=== DATA SEGMENT ===
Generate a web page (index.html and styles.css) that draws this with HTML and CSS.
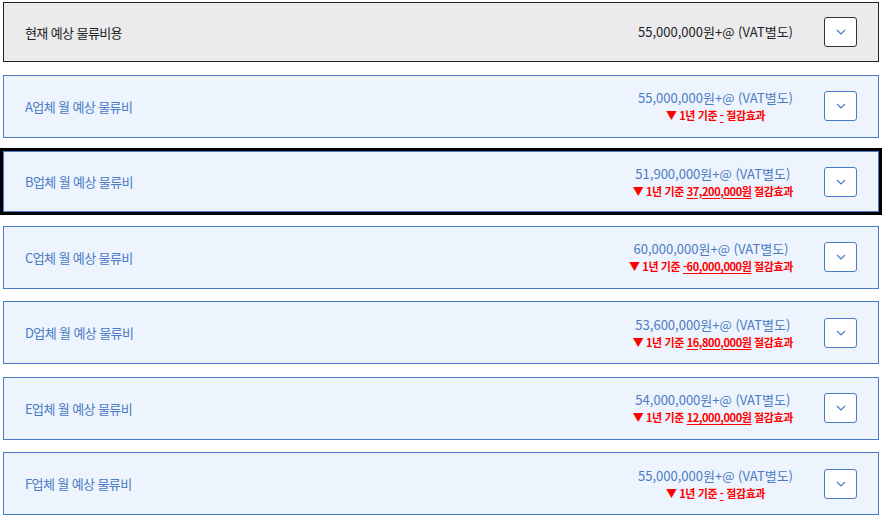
FILE: index.html
```html
<!DOCTYPE html>
<html lang="ko">
<head>
  <meta charset="UTF-8">
  <meta name="viewport" content="width=device-width, initial-scale=1.0">
  <title>물류비용 비교</title>
  <link rel="stylesheet" href="styles.css">
</head>
<body>

  <div class="cost-list">
    <div class="cost-row current">
      <div class="label">현재 예상 물류비용</div>
      <div class="price">
        <p class="amount">55,000,000원+@ (VAT별도)</p>
      </div>
      <button class="toggle" type="button"><svg width="10" height="6" viewBox="0 0 10 6"><polyline points="1,1 5,5 9,1"/></svg></button>
    </div>

    <div class="cost-row">
      <div class="label">A업체 월 예상 물류비</div>
      <div class="price">
        <p class="amount">55,000,000원+@ (VAT별도)</p>
        <p class="saving"><span class="arrow">▼</span> 1년 기준 <u>-</u> 절감효과</p>
      </div>
      <button class="toggle" type="button"><svg width="10" height="6" viewBox="0 0 10 6"><polyline points="1,1 5,5 9,1"/></svg></button>
    </div>

    <div class="cost-row selected">
      <div class="label">B업체 월 예상 물류비</div>
      <div class="price">
        <p class="amount">51,900,000원+@ (VAT별도)</p>
        <p class="saving"><span class="arrow">▼</span> 1년 기준 <u>37,200,000원</u> 절감효과</p>
      </div>
      <button class="toggle" type="button"><svg width="10" height="6" viewBox="0 0 10 6"><polyline points="1,1 5,5 9,1"/></svg></button>
    </div>

    <div class="cost-row">
      <div class="label">C업체 월 예상 물류비</div>
      <div class="price">
        <p class="amount">60,000,000원+@ (VAT별도)</p>
        <p class="saving"><span class="arrow">▼</span> 1년 기준 <u>-60,000,000원</u> 절감효과</p>
      </div>
      <button class="toggle" type="button"><svg width="10" height="6" viewBox="0 0 10 6"><polyline points="1,1 5,5 9,1"/></svg></button>
    </div>

    <div class="cost-row">
      <div class="label">D업체 월 예상 물류비</div>
      <div class="price">
        <p class="amount">53,600,000원+@ (VAT별도)</p>
        <p class="saving"><span class="arrow">▼</span> 1년 기준 <u>16,800,000원</u> 절감효과</p>
      </div>
      <button class="toggle" type="button"><svg width="10" height="6" viewBox="0 0 10 6"><polyline points="1,1 5,5 9,1"/></svg></button>
    </div>

    <div class="cost-row">
      <div class="label">E업체 월 예상 물류비</div>
      <div class="price">
        <p class="amount">54,000,000원+@ (VAT별도)</p>
        <p class="saving"><span class="arrow">▼</span> 1년 기준 <u>12,000,000원</u> 절감효과</p>
      </div>
      <button class="toggle" type="button"><svg width="10" height="6" viewBox="0 0 10 6"><polyline points="1,1 5,5 9,1"/></svg></button>
    </div>

    <div class="cost-row">
      <div class="label">F업체 월 예상 물류비</div>
      <div class="price">
        <p class="amount">55,000,000원+@ (VAT별도)</p>
        <p class="saving"><span class="arrow">▼</span> 1년 기준 <u>-</u> 절감효과</p>
      </div>
      <button class="toggle" type="button"><svg width="10" height="6" viewBox="0 0 10 6"><polyline points="1,1 5,5 9,1"/></svg></button>
    </div>
  </div>

</body>
</html>
```

FILE: styles.css
```css
body {
  font-family: 'Noto Sans CJK KR', 'Noto Sans', sans-serif;
  background: #fff;
  margin: 0;
  padding: 0;
}

.cost-list {
  display: flex;
  flex-direction: column;
  gap: 12.5px;
  width: 876px;
  padding: 2px 0 0 3px;
}

.cost-row {
  display: flex;
  align-items: center;
  height: 63px;
  box-sizing: border-box;
  padding: 0 21px 0 21px;
  background: #edf4fd;
  border: 1px solid #4a7bc4;
  color: #4a7bc4;
}

.cost-row.current {
  height: 60px;
  background: #ebebed;
  border-color: #222;
  color: #222;
}

.cost-row.selected {
  box-shadow: 0 0 0 3px #000;
  height: 61px;
  margin: 1px 0;
}

.label {
  flex: 1;
  font-size: 13px;
  letter-spacing: -0.6px;
}

.price {
  text-align: center;
  margin-right: 31px;
}

.price p {
  margin: 0;
}

.amount {
  font-size: 13px;
  line-height: 18px;
}

.saving {
  font-size: 11px;
  line-height: 16px;
  font-weight: bold;
  color: #ff0000;
  letter-spacing: -0.4px;
}

.saving .arrow {
  font-size: 11px;
}

.saving u {
  text-underline-offset: 2px;
}

.toggle {
  width: 33px;
  height: 30px;
  padding: 0;
  background: #fff;
  border: 1px solid #4a7bc4;
  border-radius: 3px;
  display: flex;
  align-items: center;
  justify-content: center;
  cursor: pointer;
}

.current .toggle {
  border-color: #333;
}

.toggle polyline {
  fill: none;
  stroke: #4a7bc4;
  stroke-width: 1.2;
}
```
===
## YOUR TASK
Leave the pictures out and output the rest of the listing exactly.

## WRITTEN REPLY
Generate a web page (index.html and styles.css) that draws this with HTML and CSS.
FILE: index.html
```html
<!DOCTYPE html>
<html lang="ko">
<head>
  <meta charset="UTF-8">
  <meta name="viewport" content="width=device-width, initial-scale=1.0">
  <title>물류비용 비교</title>
  <link rel="stylesheet" href="styles.css">
</head>
<body>

  <div class="cost-list">
    <div class="cost-row current">
      <div class="label">현재 예상 물류비용</div>
      <div class="price">
        <p class="amount">55,000,000원+@ (VAT별도)</p>
      </div>
      <button class="toggle" type="button"><svg width="10" height="6" viewBox="0 0 10 6"><polyline points="1,1 5,5 9,1"/></svg></button>
    </div>

    <div class="cost-row">
      <div class="label">A업체 월 예상 물류비</div>
      <div class="price">
        <p class="amount">55,000,000원+@ (VAT별도)</p>
        <p class="saving"><span class="arrow">▼</span> 1년 기준 <u>-</u> 절감효과</p>
      </div>
      <button class="toggle" type="button"><svg width="10" height="6" viewBox="0 0 10 6"><polyline points="1,1 5,5 9,1"/></svg></button>
    </div>

    <div class="cost-row selected">
      <div class="label">B업체 월 예상 물류비</div>
      <div class="price">
        <p class="amount">51,900,000원+@ (VAT별도)</p>
        <p class="saving"><span class="arrow">▼</span> 1년 기준 <u>37,200,000원</u> 절감효과</p>
      </div>
      <button class="toggle" type="button"><svg width="10" height="6" viewBox="0 0 10 6"><polyline points="1,1 5,5 9,1"/></svg></button>
    </div>

    <div class="cost-row">
      <div class="label">C업체 월 예상 물류비</div>
      <div class="price">
        <p class="amount">60,000,000원+@ (VAT별도)</p>
        <p class="saving"><span class="arrow">▼</span> 1년 기준 <u>-60,000,000원</u> 절감효과</p>
      </div>
      <button class="toggle" type="button"><svg width="10" height="6" viewBox="0 0 10 6"><polyline points="1,1 5,5 9,1"/></svg></button>
    </div>

    <div class="cost-row">
      <div class="label">D업체 월 예상 물류비</div>
      <div class="price">
        <p class="amount">53,600,000원+@ (VAT별도)</p>
        <p class="saving"><span class="arrow">▼</span> 1년 기준 <u>16,800,000원</u> 절감효과</p>
      </div>
      <button class="toggle" type="button"><svg width="10" height="6" viewBox="0 0 10 6"><polyline points="1,1 5,5 9,1"/></svg></button>
    </div>

    <div class="cost-row">
      <div class="label">E업체 월 예상 물류비</div>
      <div class="price">
        <p class="amount">54,000,000원+@ (VAT별도)</p>
        <p class="saving"><span class="arrow">▼</span> 1년 기준 <u>12,000,000원</u> 절감효과</p>
      </div>
      <button class="toggle" type="button"><svg width="10" height="6" viewBox="0 0 10 6"><polyline points="1,1 5,5 9,1"/></svg></button>
    </div>

    <div class="cost-row">
      <div class="label">F업체 월 예상 물류비</div>
      <div class="price">
        <p class="amount">55,000,000원+@ (VAT별도)</p>
        <p class="saving"><span class="arrow">▼</span> 1년 기준 <u>-</u> 절감효과</p>
      </div>
      <button class="toggle" type="button"><svg width="10" height="6" viewBox="0 0 10 6"><polyline points="1,1 5,5 9,1"/></svg></button>
    </div>
  </div>

</body>
</html>
```

FILE: styles.css
```css
body {
  font-family: 'Noto Sans CJK KR', 'Noto Sans', sans-serif;
  background: #fff;
  margin: 0;
  padding: 0;
}

.cost-list {
  display: flex;
  flex-direction: column;
  gap: 12.5px;
  width: 876px;
  padding: 2px 0 0 3px;
}

.cost-row {
  display: flex;
  align-items: center;
  height: 63px;
  box-sizing: border-box;
  padding: 0 21px 0 21px;
  background: #edf4fd;
  border: 1px solid #4a7bc4;
  color: #4a7bc4;
}

.cost-row.current {
  height: 60px;
  background: #ebebed;
  border-color: #222;
  color: #222;
}

.cost-row.selected {
  box-shadow: 0 0 0 3px #000;
  height: 61px;
  margin: 1px 0;
}

.label {
  flex: 1;
  font-size: 13px;
  letter-spacing: -0.6px;
}

.price {
  text-align: center;
  margin-right: 31px;
}

.price p {
  margin: 0;
}

.amount {
  font-size: 13px;
  line-height: 18px;
}

.saving {
  font-size: 11px;
  line-height: 16px;
  font-weight: bold;
  color: #ff0000;
  letter-spacing: -0.4px;
}

.saving .arrow {
  font-size: 11px;
}

.saving u {
  text-underline-offset: 2px;
}

.toggle {
  width: 33px;
  height: 30px;
  padding: 0;
  background: #fff;
  border: 1px solid #4a7bc4;
  border-radius: 3px;
  display: flex;
  align-items: center;
  justify-content: center;
  cursor: pointer;
}

.current .toggle {
  border-color: #333;
}

.toggle polyline {
  fill: none;
  stroke: #4a7bc4;
  stroke-width: 1.2;
}
```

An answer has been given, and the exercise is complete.